**Exercise**: In the listing below, count each line containing "components" and answer with the count only.

(Front-end source files)
────────────────────
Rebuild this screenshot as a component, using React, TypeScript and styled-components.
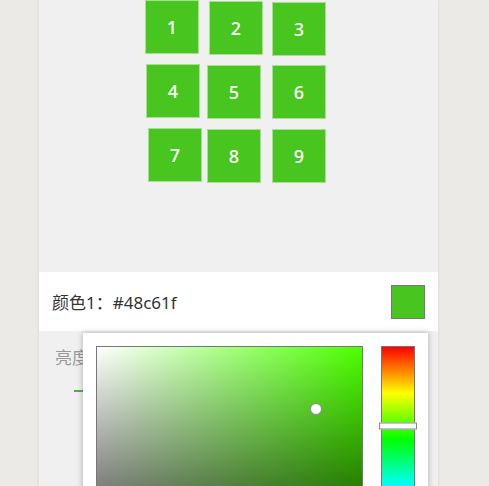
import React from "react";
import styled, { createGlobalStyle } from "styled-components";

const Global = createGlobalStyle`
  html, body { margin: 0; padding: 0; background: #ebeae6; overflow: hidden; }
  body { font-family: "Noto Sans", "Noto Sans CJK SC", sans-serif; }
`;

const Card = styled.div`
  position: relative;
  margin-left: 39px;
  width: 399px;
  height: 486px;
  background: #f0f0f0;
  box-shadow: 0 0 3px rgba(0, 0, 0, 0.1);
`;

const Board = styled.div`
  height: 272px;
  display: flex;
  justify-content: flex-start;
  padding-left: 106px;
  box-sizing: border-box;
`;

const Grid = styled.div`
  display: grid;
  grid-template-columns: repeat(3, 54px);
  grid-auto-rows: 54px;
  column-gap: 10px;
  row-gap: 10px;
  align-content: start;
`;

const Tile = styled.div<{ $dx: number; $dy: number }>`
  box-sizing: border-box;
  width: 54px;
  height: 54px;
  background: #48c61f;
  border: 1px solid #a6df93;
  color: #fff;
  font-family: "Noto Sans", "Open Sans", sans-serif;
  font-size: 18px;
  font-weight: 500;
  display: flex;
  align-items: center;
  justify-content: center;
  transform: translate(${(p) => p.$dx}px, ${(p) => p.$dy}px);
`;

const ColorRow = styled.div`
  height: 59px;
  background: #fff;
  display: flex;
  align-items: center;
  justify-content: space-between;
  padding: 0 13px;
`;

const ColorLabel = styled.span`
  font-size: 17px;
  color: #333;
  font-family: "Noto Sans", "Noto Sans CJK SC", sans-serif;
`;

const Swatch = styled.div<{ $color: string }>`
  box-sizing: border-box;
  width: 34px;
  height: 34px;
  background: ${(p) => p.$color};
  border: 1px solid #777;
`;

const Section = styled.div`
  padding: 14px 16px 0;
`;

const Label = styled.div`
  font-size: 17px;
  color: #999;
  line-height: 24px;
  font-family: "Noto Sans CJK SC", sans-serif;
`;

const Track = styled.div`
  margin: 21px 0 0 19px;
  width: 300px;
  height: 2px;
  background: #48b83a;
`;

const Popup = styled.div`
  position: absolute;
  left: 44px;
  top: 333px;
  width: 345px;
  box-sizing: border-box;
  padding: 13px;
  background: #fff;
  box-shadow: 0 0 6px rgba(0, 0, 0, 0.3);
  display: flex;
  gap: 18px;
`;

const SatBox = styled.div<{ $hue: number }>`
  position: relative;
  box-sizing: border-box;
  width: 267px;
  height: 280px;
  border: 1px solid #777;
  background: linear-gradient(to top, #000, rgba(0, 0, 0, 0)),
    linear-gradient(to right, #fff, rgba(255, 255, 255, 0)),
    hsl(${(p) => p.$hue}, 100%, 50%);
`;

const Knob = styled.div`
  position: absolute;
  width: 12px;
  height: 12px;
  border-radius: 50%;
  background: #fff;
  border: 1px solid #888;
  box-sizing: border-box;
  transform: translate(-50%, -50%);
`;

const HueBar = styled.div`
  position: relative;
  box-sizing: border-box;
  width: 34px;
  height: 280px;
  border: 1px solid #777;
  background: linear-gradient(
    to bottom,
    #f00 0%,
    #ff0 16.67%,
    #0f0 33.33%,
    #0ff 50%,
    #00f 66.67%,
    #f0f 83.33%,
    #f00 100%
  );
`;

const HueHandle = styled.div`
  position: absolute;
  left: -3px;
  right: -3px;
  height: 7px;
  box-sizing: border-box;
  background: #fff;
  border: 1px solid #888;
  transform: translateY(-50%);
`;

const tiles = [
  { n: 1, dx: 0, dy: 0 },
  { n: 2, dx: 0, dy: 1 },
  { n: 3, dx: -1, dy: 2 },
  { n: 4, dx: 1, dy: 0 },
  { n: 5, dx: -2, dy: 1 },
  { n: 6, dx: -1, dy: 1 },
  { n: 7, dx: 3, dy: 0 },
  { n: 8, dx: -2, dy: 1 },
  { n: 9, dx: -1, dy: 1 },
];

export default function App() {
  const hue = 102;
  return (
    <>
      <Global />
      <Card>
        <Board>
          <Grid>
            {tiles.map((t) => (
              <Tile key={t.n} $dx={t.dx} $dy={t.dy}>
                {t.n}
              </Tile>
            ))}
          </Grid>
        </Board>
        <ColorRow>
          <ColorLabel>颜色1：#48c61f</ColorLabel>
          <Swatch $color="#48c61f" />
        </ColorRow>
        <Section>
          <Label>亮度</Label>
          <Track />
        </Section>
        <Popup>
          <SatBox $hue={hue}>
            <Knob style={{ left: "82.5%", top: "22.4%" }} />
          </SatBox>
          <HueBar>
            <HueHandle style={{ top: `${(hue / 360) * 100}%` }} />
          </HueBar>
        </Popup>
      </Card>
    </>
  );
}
────────────────────
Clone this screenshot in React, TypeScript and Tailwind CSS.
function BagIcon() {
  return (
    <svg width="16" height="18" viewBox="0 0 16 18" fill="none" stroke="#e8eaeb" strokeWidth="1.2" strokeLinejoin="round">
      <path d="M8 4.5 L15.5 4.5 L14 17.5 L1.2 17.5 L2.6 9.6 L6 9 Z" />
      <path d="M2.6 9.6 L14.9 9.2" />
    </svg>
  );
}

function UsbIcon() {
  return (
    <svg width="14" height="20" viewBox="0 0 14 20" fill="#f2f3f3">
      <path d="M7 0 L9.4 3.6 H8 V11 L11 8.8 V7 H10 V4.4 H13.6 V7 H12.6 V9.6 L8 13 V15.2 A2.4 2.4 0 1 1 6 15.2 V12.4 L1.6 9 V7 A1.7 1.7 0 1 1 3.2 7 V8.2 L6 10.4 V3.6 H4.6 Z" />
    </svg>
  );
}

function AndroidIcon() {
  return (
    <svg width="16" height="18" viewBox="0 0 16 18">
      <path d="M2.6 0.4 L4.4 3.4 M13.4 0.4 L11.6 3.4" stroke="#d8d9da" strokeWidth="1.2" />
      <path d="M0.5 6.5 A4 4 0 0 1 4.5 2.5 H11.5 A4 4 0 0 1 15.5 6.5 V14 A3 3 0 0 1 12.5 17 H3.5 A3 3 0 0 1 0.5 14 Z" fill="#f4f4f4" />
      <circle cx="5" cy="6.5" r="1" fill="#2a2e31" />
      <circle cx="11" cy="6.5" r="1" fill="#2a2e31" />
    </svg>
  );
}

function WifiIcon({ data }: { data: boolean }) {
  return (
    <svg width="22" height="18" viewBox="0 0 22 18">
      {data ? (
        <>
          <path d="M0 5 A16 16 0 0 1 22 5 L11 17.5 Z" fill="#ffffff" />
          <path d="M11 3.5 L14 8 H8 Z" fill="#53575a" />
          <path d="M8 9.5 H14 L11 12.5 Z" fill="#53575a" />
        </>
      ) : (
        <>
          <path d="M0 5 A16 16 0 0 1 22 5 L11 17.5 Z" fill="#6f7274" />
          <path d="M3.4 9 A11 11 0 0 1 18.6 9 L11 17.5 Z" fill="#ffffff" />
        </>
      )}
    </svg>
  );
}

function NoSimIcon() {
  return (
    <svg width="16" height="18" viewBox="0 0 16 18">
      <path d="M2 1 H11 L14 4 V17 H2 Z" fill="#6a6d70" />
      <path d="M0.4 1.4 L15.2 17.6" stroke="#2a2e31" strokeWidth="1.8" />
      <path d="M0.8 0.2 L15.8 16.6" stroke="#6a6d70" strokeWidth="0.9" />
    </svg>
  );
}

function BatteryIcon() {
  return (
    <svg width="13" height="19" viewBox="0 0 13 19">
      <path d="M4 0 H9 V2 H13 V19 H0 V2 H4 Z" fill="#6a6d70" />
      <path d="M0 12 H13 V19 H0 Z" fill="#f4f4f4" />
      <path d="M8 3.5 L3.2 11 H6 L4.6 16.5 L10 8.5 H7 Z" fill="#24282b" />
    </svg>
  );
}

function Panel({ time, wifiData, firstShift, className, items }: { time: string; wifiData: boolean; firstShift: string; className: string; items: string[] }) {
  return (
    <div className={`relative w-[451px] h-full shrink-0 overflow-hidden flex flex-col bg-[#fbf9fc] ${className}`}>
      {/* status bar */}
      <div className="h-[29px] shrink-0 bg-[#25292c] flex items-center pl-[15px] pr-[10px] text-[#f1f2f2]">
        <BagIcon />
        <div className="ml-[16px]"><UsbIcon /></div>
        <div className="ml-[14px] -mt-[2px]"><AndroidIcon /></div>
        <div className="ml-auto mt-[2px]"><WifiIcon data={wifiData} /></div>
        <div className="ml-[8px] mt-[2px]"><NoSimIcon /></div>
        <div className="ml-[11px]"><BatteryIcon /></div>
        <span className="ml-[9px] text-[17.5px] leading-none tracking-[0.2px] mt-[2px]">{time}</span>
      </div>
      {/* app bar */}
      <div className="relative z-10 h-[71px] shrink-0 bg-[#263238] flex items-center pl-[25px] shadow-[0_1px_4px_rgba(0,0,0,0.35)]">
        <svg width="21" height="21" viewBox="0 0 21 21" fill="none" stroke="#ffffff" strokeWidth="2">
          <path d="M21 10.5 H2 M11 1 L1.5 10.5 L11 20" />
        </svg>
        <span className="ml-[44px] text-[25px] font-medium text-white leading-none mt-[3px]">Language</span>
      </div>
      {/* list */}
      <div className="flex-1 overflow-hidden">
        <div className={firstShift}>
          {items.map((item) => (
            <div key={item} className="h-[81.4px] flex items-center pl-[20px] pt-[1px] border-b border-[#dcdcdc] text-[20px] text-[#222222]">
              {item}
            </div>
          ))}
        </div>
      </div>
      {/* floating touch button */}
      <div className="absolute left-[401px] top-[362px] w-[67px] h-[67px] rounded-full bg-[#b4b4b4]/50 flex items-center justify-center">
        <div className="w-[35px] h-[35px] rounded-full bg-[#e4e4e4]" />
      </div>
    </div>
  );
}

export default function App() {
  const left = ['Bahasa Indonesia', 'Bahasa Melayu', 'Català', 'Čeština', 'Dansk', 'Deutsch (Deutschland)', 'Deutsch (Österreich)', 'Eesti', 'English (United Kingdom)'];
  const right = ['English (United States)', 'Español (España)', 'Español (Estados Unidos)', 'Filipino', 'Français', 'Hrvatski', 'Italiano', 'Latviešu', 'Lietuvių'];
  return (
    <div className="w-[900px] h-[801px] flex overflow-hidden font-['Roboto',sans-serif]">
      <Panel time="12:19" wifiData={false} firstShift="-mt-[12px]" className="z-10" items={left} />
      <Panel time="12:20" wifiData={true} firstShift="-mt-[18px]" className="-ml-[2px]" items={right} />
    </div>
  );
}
────────────────────
**The solution**: 2